DATASET SECTION:
** begin **

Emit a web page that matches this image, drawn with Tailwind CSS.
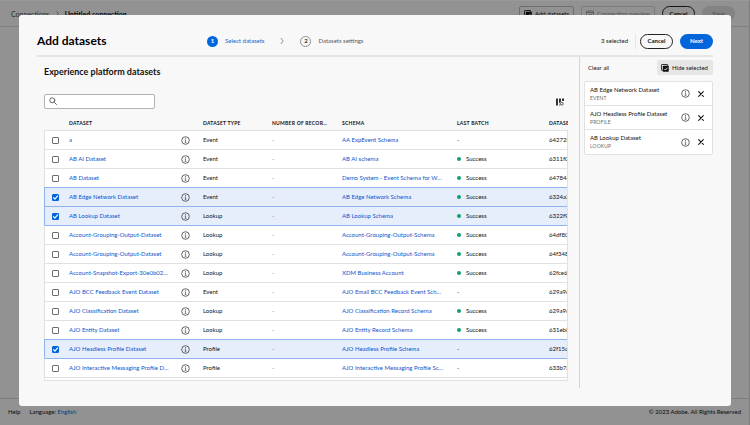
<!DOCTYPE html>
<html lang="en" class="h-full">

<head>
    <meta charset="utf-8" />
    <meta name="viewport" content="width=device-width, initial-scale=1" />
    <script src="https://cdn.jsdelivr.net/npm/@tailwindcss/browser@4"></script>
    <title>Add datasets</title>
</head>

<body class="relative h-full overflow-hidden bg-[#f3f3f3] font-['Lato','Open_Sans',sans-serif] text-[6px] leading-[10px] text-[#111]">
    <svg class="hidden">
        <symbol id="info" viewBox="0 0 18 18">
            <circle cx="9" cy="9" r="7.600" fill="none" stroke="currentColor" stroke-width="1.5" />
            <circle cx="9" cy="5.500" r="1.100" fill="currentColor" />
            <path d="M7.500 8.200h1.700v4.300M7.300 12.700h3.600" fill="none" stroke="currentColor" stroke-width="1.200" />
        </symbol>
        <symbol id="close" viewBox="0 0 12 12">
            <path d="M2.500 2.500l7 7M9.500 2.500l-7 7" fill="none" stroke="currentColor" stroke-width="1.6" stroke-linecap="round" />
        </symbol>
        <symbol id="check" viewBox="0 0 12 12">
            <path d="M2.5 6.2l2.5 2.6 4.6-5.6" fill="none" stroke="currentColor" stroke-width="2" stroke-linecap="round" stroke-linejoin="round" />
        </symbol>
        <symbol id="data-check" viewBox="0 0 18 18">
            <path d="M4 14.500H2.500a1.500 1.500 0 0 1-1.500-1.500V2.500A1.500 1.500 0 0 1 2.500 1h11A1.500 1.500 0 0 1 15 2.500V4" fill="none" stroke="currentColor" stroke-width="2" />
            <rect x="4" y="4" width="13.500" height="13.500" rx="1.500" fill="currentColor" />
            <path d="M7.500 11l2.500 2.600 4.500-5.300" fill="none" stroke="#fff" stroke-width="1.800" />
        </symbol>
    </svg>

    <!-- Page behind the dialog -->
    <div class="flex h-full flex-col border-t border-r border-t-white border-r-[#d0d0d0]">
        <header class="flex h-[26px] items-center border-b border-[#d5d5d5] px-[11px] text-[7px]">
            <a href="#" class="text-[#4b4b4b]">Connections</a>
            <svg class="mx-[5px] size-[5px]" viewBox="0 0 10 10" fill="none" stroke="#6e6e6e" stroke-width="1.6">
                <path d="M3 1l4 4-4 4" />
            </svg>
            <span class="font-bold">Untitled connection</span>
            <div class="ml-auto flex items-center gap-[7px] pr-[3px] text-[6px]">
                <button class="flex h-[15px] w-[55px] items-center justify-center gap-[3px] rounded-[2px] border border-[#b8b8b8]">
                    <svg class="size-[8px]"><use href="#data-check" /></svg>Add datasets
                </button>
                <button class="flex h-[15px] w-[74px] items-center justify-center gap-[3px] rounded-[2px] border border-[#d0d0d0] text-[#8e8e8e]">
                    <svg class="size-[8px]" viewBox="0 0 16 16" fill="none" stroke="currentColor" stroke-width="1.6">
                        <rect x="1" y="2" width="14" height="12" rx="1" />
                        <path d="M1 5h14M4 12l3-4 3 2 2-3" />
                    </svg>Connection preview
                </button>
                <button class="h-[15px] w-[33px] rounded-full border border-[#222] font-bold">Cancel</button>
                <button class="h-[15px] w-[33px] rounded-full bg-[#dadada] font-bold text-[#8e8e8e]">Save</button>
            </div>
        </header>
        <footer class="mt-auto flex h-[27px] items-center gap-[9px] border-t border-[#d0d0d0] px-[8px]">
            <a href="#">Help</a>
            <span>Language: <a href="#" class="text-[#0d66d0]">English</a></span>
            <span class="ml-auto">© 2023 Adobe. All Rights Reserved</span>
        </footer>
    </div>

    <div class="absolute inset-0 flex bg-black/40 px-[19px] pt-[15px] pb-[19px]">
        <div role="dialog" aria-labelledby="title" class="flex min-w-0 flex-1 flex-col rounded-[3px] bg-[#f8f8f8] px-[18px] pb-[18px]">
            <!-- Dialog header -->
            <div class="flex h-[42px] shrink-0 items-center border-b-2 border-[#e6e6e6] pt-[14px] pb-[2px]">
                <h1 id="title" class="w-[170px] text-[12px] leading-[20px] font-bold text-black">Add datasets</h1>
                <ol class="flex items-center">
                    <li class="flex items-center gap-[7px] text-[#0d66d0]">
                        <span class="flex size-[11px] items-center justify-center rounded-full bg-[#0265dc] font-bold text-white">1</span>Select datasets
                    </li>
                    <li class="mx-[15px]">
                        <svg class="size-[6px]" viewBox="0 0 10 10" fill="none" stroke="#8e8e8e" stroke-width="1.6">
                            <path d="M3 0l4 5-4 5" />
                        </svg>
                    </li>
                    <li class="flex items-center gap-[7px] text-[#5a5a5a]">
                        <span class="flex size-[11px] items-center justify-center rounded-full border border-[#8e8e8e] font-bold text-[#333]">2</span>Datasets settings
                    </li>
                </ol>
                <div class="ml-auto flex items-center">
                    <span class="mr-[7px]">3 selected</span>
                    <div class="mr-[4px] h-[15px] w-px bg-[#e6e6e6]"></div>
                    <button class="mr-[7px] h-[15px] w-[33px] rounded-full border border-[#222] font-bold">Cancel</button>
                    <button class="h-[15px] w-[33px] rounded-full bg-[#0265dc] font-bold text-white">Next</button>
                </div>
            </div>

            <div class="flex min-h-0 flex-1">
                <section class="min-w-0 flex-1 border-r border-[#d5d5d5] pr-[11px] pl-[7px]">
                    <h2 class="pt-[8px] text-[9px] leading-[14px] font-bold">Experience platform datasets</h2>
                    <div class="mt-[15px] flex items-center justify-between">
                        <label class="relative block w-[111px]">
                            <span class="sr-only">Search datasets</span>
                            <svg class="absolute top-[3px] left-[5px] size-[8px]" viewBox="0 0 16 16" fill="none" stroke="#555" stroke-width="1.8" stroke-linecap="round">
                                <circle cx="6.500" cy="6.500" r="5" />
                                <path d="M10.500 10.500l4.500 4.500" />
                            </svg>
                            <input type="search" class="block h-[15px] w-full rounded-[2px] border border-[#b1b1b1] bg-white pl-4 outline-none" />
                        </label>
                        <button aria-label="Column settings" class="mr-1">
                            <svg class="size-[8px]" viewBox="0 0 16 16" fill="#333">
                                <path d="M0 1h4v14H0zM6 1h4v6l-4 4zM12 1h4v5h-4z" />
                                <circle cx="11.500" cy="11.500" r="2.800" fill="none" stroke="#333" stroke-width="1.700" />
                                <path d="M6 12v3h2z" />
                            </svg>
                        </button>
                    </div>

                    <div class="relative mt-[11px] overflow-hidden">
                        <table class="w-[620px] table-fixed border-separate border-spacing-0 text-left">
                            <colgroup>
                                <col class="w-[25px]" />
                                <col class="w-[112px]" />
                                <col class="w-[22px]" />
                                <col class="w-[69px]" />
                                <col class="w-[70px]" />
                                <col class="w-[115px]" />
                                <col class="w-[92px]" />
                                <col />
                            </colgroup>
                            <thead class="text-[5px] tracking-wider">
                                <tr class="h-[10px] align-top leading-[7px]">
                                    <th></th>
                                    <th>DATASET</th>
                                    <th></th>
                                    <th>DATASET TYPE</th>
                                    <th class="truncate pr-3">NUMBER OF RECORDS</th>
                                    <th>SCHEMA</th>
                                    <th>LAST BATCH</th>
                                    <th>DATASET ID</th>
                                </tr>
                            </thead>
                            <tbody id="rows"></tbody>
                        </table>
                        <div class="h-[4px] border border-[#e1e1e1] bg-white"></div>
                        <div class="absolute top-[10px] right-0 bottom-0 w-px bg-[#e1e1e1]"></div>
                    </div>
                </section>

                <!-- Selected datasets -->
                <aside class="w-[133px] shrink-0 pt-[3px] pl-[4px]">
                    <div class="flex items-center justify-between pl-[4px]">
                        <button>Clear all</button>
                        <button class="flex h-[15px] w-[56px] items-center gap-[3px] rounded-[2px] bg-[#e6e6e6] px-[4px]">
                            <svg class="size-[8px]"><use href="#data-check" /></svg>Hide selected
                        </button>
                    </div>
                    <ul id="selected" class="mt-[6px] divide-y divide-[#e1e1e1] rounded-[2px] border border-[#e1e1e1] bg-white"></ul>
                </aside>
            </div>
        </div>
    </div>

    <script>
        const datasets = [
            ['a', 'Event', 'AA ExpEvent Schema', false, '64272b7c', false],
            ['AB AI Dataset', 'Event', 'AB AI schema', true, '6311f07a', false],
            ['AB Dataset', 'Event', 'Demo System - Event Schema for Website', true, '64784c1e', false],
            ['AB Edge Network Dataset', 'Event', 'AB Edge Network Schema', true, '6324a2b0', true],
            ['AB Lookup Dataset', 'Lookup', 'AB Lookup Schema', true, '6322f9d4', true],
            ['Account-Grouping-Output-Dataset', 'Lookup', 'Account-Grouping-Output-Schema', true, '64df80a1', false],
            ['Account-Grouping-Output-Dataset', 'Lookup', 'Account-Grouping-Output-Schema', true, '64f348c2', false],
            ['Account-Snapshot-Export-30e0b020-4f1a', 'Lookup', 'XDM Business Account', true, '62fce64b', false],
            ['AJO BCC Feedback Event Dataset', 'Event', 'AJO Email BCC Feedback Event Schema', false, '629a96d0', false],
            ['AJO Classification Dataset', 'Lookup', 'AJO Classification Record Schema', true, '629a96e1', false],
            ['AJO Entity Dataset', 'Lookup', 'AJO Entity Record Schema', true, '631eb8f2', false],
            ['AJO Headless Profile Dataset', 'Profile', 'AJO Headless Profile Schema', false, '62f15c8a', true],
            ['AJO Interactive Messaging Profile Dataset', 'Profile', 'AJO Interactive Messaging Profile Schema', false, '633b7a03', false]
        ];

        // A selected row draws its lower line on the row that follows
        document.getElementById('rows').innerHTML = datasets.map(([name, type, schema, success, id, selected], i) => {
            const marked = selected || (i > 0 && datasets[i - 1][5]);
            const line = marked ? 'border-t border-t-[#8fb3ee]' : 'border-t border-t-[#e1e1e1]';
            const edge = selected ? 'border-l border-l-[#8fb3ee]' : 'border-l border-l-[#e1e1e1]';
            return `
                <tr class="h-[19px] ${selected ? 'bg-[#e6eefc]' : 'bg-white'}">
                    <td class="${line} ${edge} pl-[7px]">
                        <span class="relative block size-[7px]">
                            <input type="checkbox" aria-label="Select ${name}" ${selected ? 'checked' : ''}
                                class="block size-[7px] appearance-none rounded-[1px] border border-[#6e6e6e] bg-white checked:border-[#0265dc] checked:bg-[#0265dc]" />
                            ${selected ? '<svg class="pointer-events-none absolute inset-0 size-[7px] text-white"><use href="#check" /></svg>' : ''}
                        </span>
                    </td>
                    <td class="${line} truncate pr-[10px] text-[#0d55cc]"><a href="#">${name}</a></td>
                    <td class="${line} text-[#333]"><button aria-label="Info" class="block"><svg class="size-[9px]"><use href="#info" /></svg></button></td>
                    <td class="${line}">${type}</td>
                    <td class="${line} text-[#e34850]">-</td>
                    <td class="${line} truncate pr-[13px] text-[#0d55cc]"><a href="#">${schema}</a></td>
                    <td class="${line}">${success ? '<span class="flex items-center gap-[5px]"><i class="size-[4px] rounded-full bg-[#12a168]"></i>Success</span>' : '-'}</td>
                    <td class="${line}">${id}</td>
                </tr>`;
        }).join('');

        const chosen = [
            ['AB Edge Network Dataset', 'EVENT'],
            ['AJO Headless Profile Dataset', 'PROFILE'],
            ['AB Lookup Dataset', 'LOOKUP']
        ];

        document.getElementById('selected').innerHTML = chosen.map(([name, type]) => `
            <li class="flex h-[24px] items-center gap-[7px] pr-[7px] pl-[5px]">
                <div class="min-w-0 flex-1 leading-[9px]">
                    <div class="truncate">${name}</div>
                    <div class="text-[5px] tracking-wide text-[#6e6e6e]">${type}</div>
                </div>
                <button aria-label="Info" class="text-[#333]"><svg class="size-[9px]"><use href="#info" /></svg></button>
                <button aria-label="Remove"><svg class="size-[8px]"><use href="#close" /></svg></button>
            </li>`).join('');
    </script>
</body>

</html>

** end **

GIVEN REQUEST:
Filter out all lines lacking the word "that" and copy the rest.

RESULT OF THIS TASK:
Emit a web page that matches this image, drawn with Tailwind CSS.
        // A selected row draws its lower line on the row that follows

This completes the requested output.